Augmented reality is also called hybrid reality. The merging of the real and virtual worlds creates unknown hybrid threats to user security, who find themselves in new and as yet poorly regulated environments.

"Internet of things" as a vulnerable link for attacks

A refrigerator that automatically orders products as soon as they run out; a coffee machine that turns on when your alarm goes off; a glucometer that constantly monitors sugar levels and sends notifications to a smartphone - all these smart devices are the basis of the Internet of Things (IoT). This concept involves connecting any device to the Internet and exchanging data with other devices.

Everything around us, in fact, becomes a computer: from an iron to a car. And every computer, as you know, can be hacked. Therefore, in addition to convenience, this technology carries risks: cybercriminals are learning new ways to commit attack with such gadgets.

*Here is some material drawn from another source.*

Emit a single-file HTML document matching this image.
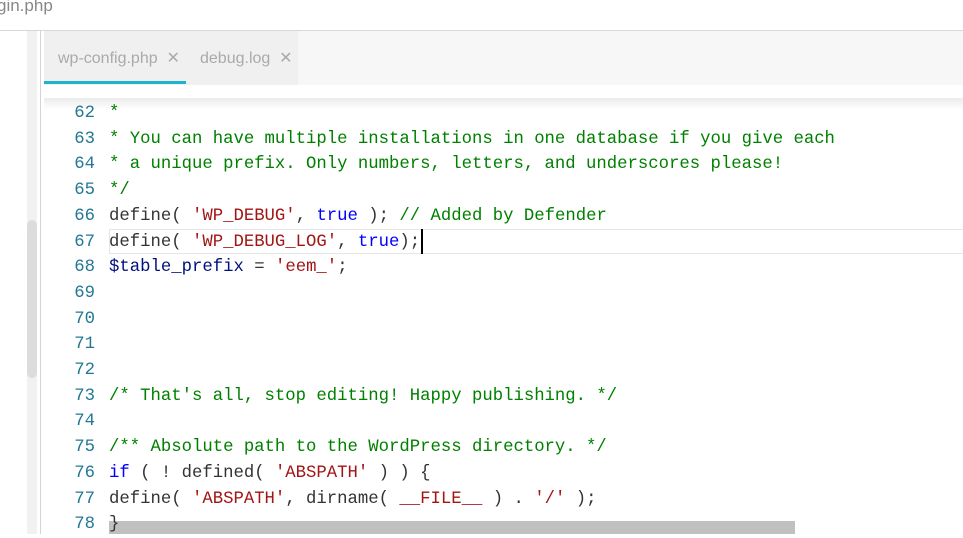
<!DOCTYPE html>
<html><head><style>
*{margin:0;padding:0;box-sizing:border-box}
body{width:963px;height:534px;overflow:hidden;background:#fff;position:relative;font-family:"Liberation Sans",sans-serif}
.title{position:absolute;left:-3px;top:-4px;font-size:17px;color:#888}
.hline{position:absolute;left:0;top:30px;width:963px;height:1px;background:#d8d8d8}
.strip{position:absolute;left:27px;top:31px;width:10px;height:503px;background:#f1f1f1}
.thumb{position:absolute;left:27px;top:220px;width:10px;height:158px;background:#dcdcdc;border-radius:5px}
.vline{position:absolute;left:40px;top:31px;width:1px;height:503px;background:#d4d4d4}
.tabs{position:absolute;left:44px;top:31px;width:919px;height:54px;background:#f7f7f7}
.tabsl{position:absolute;left:44px;top:31px;width:254px;height:54px;background:#f0f0f0}
.tab{position:absolute;top:48px;font-size:16px;color:#aaa}
.ul{position:absolute;left:44px;top:81px;width:142px;height:3px;background:#1fb3cf}
.shadow{position:absolute;left:44px;top:98px;width:919px;height:12px;background:linear-gradient(#ececec,#fff)}
.code{position:absolute;left:44px;top:101px;font-family:"Liberation Mono",monospace;font-size:17.3px;line-height:25.7px;white-space:pre;color:#333}
.ln{display:inline-block;width:51px;text-align:right;color:#237893;margin-right:14px}
.c{color:#008000}.s{color:#a31515}.k{color:#0000ff}.v{color:#001080}
.cur{position:absolute;left:109px;top:229px;width:854px;height:25px;border:1px solid #e6e6e6;border-right:none}
.caret{position:absolute;left:421px;top:229px;width:2px;height:25px;background:#000}
.sel{position:absolute;left:109px;top:521px;width:686px;height:13px;background:#c0c0c0}
</style></head><body>
<div class="title">gin.php</div>
<div class="hline"></div>
<div class="strip"></div><div class="thumb"></div><div class="vline"></div>
<div class="tabs"></div><div class="tabsl"></div>
<div class="tab" style="left:58px">wp-config.php&nbsp; ✕</div>
<div class="tab" style="left:200px">debug.log&nbsp; ✕</div>
<div class="ul"></div>
<div class="shadow"></div>
<div class="cur"></div>
<div class="sel"></div>
<div class="code"><span class="ln">62</span><span class="c">*</span>
<span class="ln">63</span><span class="c">* You can have multiple installations in one database if you give each</span>
<span class="ln">64</span><span class="c">* a unique prefix. Only numbers, letters, and underscores please!</span>
<span class="ln">65</span><span class="c">*/</span>
<span class="ln">66</span>define( <span class="s">'WP_DEBUG'</span>, <span class="k">true</span> ); <span class="c">// Added by Defender</span>
<span class="ln">67</span>define( <span class="s">'WP_DEBUG_LOG'</span>, <span class="k">true</span>);
<span class="ln">68</span><span class="v">$table_prefix</span> = <span class="s">'eem_'</span>;
<span class="ln">69</span>
<span class="ln">70</span>
<span class="ln">71</span>
<span class="ln">72</span>
<span class="ln">73</span><span class="c">/* That's all, stop editing! Happy publishing. */</span>
<span class="ln">74</span>
<span class="ln">75</span><span class="c">/** Absolute path to the WordPress directory. */</span>
<span class="ln">76</span><span class="k">if</span> ( ! defined( <span class="s">'ABSPATH'</span> ) ) {
<span class="ln">77</span>define( <span class="s">'ABSPATH'</span>, dirname( <span class="s">__FILE__</span> ) . <span class="s">'/'</span> );
<span class="ln">78</span>}</div>
<div class="caret"></div>
</body></html>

Changing the usual technologies: eSIM, access keys instead of passwords

SIM cards as physical objects, which have been used since the beginning of mobile communication, may very soon disappear into oblivion. Instead of a physical chip, so-called eSIM technology offers a digital code that can be transferred from an old phone to a new one. The technology became available as early as 2017, but Apple's decision to release the iPhone 14 in the US without a physical SIM card slot will force millions of people to start using eSIMs in 2023. This will make it easier to have multiple profiles with numbers from different carriers at the same time, and also eliminate the risk of physical loss or theft of the SIM card.

Another trend this year may be access keys (passkeys) instead of passwords. More and more services will switch to this technology. How does this work in practice? To log in to a certain application or website, instead of entering a password, you use a token (key) stored on your phone or computer and protected by fingerprint or facial recognition.